SET EXERCISE
Look for the word "React" in the entries below, then copy every line that has it.

Dataset records:
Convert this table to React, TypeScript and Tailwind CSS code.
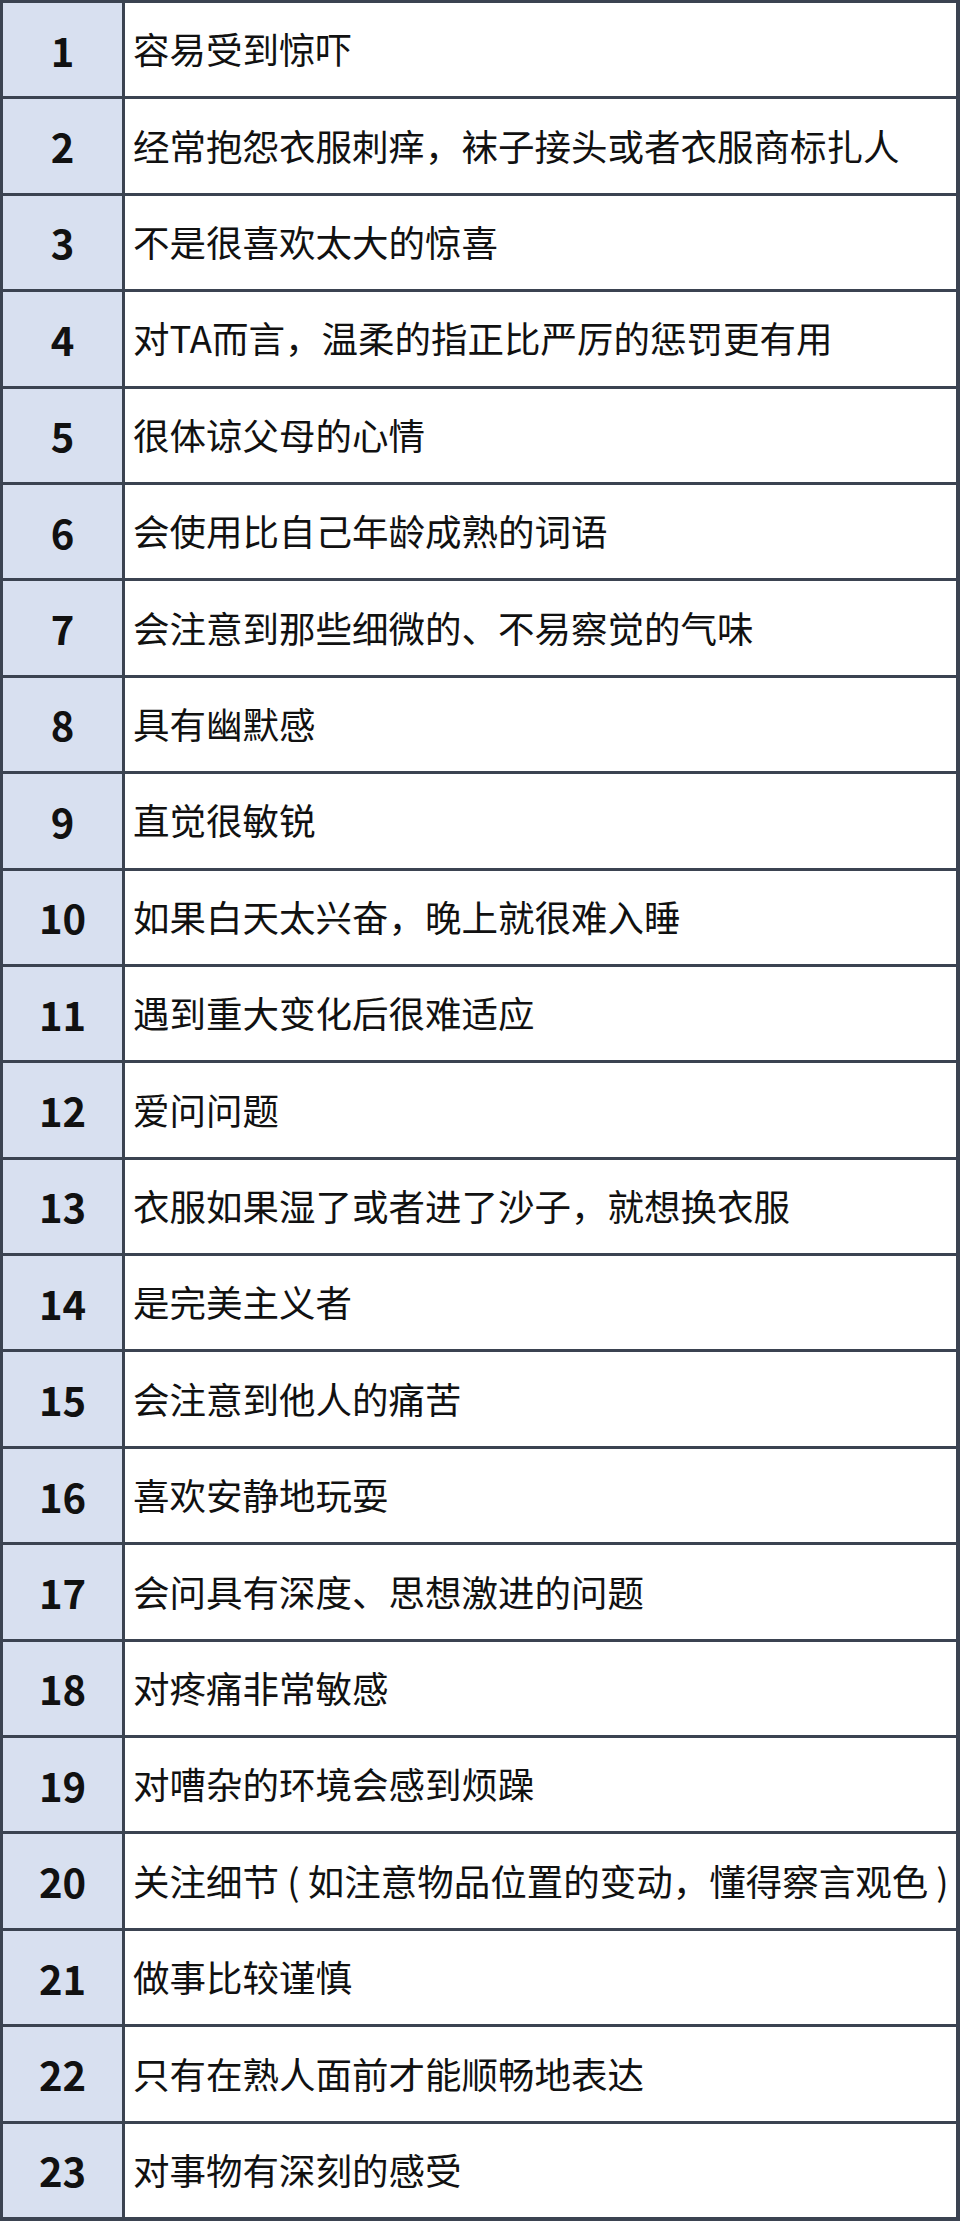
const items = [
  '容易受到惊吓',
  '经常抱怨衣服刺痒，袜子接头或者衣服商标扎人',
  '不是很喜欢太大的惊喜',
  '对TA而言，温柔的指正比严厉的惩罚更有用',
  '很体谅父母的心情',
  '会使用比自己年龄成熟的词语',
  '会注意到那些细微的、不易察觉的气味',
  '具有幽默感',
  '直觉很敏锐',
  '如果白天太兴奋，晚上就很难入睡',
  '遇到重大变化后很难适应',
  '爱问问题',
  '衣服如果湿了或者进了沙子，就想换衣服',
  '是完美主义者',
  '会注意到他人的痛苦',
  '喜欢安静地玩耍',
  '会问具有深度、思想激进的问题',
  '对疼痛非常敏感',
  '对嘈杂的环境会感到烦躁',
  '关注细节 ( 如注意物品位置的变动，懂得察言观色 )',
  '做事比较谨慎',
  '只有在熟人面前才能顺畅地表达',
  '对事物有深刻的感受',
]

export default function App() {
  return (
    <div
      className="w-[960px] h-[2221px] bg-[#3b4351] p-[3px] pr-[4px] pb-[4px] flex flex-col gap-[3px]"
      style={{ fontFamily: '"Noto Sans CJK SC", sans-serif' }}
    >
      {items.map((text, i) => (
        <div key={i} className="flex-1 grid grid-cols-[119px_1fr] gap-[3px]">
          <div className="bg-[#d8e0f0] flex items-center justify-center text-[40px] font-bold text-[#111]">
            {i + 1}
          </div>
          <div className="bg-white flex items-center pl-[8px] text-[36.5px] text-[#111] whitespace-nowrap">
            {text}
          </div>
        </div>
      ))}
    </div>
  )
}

---

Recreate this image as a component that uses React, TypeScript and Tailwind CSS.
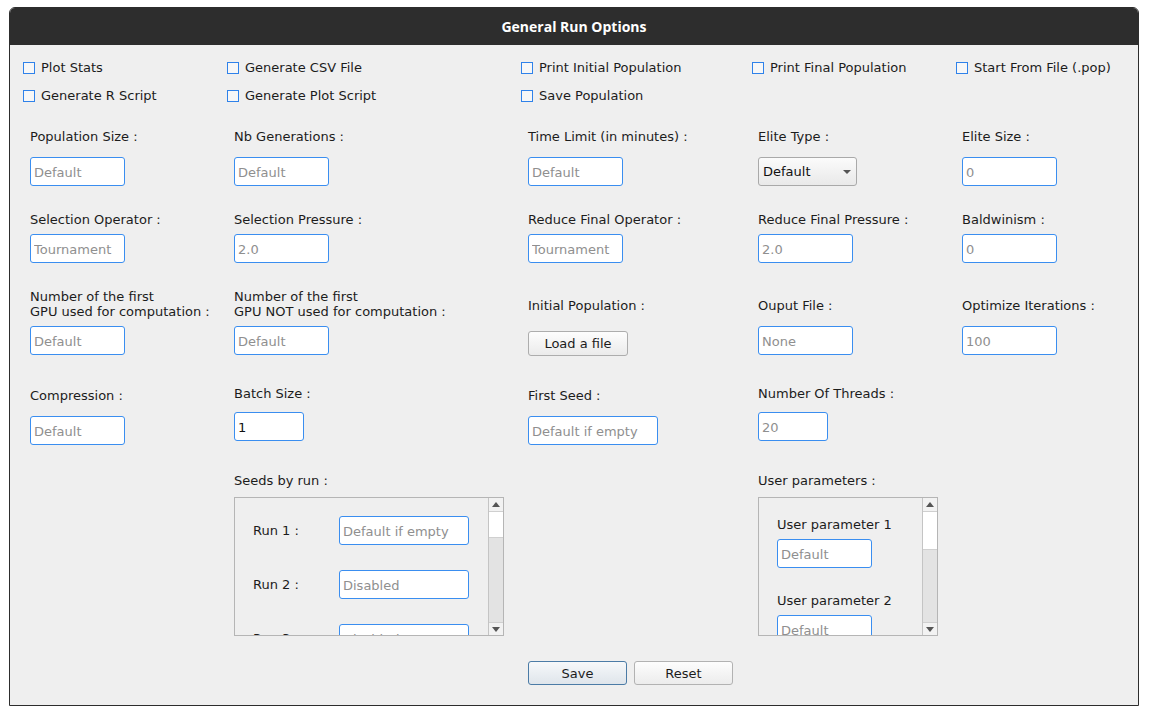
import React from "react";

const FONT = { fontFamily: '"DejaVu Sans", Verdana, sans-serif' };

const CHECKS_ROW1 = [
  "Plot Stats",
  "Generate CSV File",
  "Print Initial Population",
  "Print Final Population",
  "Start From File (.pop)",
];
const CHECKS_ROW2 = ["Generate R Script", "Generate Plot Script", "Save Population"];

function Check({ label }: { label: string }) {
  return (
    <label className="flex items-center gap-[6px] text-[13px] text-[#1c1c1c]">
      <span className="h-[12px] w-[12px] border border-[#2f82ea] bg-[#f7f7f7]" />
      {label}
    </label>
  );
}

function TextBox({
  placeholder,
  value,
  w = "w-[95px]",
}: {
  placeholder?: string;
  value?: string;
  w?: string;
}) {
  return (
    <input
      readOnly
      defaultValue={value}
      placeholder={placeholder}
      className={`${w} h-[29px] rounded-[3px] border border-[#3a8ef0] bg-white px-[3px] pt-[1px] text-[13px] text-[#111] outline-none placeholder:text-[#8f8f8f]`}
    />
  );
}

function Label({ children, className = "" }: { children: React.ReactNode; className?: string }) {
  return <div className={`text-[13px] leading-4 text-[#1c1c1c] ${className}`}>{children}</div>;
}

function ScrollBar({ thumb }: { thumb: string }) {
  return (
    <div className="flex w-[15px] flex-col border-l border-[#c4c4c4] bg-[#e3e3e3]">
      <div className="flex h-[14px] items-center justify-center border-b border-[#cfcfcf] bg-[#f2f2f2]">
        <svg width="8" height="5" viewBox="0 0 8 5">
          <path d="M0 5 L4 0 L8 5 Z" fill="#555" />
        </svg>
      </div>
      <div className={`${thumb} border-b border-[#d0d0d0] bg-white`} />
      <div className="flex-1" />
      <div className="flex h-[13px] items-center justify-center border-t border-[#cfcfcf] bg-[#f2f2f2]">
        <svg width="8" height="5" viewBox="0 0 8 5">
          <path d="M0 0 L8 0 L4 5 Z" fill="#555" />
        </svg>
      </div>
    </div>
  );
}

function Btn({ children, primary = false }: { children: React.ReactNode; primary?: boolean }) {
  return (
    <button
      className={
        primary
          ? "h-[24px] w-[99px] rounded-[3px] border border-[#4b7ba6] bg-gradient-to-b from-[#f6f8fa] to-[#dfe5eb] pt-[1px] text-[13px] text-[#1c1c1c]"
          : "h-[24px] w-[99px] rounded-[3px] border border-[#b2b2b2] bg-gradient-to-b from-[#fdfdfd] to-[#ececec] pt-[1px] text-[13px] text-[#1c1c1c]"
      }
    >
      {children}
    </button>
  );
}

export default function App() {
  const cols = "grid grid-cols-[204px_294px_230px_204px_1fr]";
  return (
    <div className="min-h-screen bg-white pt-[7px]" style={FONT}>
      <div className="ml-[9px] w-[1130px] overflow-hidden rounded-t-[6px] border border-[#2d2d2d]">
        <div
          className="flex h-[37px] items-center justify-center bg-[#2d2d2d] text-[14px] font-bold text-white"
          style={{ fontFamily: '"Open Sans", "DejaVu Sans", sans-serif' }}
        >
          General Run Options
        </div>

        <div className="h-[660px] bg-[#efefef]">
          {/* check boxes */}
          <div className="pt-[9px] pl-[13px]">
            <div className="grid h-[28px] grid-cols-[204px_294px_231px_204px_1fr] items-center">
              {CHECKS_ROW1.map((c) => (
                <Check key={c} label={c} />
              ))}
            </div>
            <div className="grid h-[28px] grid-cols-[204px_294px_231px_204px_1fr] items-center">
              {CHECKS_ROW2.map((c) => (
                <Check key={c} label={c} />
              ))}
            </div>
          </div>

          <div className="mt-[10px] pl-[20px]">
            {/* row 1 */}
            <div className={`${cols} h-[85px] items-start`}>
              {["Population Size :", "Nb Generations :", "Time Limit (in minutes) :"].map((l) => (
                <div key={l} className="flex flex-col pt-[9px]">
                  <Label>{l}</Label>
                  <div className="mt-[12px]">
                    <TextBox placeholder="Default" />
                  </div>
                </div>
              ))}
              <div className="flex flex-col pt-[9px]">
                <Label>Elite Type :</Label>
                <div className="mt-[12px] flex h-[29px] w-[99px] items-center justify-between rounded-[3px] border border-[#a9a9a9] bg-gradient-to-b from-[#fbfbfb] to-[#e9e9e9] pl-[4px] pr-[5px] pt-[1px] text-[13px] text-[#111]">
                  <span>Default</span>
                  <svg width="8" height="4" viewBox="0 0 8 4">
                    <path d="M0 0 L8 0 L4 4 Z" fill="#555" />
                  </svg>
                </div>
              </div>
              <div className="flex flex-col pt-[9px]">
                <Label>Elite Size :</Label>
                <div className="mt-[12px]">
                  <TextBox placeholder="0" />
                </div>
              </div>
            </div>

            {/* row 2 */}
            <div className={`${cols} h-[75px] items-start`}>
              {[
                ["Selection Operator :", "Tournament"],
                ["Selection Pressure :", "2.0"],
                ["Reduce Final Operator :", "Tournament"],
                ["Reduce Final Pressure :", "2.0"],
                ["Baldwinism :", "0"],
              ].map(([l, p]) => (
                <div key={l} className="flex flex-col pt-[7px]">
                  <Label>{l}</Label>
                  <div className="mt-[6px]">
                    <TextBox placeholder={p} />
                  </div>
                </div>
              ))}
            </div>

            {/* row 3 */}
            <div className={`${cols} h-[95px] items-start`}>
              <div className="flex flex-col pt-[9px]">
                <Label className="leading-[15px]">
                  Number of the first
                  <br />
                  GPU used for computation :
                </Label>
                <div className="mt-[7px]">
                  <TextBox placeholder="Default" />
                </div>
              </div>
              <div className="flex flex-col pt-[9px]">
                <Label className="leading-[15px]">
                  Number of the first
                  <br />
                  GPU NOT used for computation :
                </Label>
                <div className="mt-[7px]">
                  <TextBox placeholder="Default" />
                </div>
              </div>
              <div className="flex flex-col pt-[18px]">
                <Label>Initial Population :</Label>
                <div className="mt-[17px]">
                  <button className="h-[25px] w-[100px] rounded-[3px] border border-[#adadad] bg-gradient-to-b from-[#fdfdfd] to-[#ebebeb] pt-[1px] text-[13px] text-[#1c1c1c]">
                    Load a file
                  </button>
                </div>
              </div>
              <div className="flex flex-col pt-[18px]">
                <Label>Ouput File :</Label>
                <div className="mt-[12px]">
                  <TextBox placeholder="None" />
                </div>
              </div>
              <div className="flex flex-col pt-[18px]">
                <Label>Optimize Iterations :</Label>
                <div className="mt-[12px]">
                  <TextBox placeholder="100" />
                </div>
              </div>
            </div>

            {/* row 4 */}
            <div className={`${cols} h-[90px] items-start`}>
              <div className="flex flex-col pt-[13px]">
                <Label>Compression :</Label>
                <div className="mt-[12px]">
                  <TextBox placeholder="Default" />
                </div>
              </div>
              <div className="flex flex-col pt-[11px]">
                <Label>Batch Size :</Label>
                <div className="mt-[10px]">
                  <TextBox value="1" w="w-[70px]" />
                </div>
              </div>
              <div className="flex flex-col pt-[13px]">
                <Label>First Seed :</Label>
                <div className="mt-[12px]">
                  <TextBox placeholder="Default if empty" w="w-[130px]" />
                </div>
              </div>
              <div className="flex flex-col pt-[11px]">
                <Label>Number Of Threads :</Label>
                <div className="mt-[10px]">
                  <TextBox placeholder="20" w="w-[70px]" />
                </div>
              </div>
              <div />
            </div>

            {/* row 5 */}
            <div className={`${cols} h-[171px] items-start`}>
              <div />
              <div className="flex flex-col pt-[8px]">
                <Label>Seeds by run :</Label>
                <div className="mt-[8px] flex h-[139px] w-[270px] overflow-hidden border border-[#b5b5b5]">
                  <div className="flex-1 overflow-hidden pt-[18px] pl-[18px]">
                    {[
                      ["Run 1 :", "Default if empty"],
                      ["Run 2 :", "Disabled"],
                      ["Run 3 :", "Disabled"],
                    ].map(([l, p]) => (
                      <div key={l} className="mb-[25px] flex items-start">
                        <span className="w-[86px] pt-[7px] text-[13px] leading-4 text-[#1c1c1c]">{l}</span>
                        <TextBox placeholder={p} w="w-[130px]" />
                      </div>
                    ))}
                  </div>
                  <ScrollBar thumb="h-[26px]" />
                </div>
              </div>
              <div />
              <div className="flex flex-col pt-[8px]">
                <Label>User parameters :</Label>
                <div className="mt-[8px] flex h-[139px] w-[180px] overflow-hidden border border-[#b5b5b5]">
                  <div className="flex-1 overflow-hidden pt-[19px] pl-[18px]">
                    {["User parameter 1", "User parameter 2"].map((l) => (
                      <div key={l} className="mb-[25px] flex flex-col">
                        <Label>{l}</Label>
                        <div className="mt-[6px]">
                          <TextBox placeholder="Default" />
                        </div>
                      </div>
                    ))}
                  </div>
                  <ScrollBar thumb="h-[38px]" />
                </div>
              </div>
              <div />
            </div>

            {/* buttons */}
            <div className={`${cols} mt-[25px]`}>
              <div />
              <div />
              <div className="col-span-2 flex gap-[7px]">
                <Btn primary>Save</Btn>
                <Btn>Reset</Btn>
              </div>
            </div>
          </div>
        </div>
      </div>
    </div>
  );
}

FINISHED TASK
Convert this table to React, TypeScript and Tailwind CSS code.
Recreate this image as a component that uses React, TypeScript and Tailwind CSS.
import React from "react";
function Label({ children, className = "" }: { children: React.ReactNode; className?: string }) {
function Btn({ children, primary = false }: { children: React.ReactNode; primary?: boolean }) {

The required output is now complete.